Direction
Write out the data below in full, unchanged, minus the images.
# # # # #
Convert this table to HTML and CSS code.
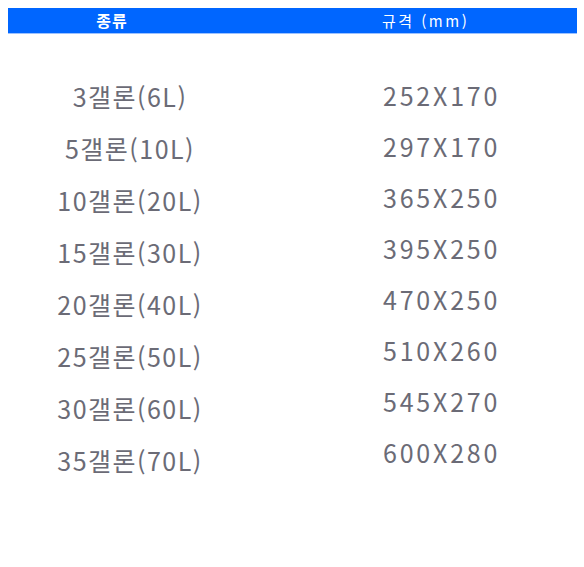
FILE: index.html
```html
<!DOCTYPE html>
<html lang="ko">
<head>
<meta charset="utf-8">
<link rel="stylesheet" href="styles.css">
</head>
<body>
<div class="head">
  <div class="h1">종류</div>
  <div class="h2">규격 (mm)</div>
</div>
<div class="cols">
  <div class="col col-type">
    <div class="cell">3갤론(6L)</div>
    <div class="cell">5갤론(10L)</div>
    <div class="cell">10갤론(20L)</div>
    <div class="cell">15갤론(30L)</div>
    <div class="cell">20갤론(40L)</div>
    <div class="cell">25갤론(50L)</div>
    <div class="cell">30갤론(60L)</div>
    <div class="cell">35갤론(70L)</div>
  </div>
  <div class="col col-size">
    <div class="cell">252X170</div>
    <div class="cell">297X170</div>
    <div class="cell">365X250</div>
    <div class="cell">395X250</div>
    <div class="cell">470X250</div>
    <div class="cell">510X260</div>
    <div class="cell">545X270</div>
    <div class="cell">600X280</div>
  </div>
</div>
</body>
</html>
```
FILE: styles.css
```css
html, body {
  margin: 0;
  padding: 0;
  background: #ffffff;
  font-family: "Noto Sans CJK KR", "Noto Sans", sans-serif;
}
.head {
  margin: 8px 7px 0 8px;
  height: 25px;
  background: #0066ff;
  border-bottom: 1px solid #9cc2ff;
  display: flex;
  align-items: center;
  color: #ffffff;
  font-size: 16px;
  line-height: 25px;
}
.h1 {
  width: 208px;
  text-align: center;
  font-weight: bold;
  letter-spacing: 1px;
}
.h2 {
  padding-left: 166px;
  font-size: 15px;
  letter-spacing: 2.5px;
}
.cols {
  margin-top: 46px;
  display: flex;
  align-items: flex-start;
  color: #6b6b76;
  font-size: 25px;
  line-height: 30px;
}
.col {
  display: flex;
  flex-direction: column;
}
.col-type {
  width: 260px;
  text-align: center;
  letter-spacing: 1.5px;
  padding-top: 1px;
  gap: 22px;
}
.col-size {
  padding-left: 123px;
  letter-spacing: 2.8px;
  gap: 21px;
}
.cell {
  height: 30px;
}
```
# # # # #
Correct output
Convert this table to HTML and CSS code.
FILE: index.html
```html
<!DOCTYPE html>
<html lang="ko">
<head>
<meta charset="utf-8">
<link rel="stylesheet" href="styles.css">
</head>
<body>
<div class="head">
  <div class="h1">종류</div>
  <div class="h2">규격 (mm)</div>
</div>
<div class="cols">
  <div class="col col-type">
    <div class="cell">3갤론(6L)</div>
    <div class="cell">5갤론(10L)</div>
    <div class="cell">10갤론(20L)</div>
    <div class="cell">15갤론(30L)</div>
    <div class="cell">20갤론(40L)</div>
    <div class="cell">25갤론(50L)</div>
    <div class="cell">30갤론(60L)</div>
    <div class="cell">35갤론(70L)</div>
  </div>
  <div class="col col-size">
    <div class="cell">252X170</div>
    <div class="cell">297X170</div>
    <div class="cell">365X250</div>
    <div class="cell">395X250</div>
    <div class="cell">470X250</div>
    <div class="cell">510X260</div>
    <div class="cell">545X270</div>
    <div class="cell">600X280</div>
  </div>
</div>
</body>
</html>
```
FILE: styles.css
```css
html, body {
  margin: 0;
  padding: 0;
  background: #ffffff;
  font-family: "Noto Sans CJK KR", "Noto Sans", sans-serif;
}
.head {
  margin: 8px 7px 0 8px;
  height: 25px;
  background: #0066ff;
  border-bottom: 1px solid #9cc2ff;
  display: flex;
  align-items: center;
  color: #ffffff;
  font-size: 16px;
  line-height: 25px;
}
.h1 {
  width: 208px;
  text-align: center;
  font-weight: bold;
  letter-spacing: 1px;
}
.h2 {
  padding-left: 166px;
  font-size: 15px;
  letter-spacing: 2.5px;
}
.cols {
  margin-top: 46px;
  display: flex;
  align-items: flex-start;
  color: #6b6b76;
  font-size: 25px;
  line-height: 30px;
}
.col {
  display: flex;
  flex-direction: column;
}
.col-type {
  width: 260px;
  text-align: center;
  letter-spacing: 1.5px;
  padding-top: 1px;
  gap: 22px;
}
.col-size {
  padding-left: 123px;
  letter-spacing: 2.8px;
  gap: 21px;
}
.cell {
  height: 30px;
}
```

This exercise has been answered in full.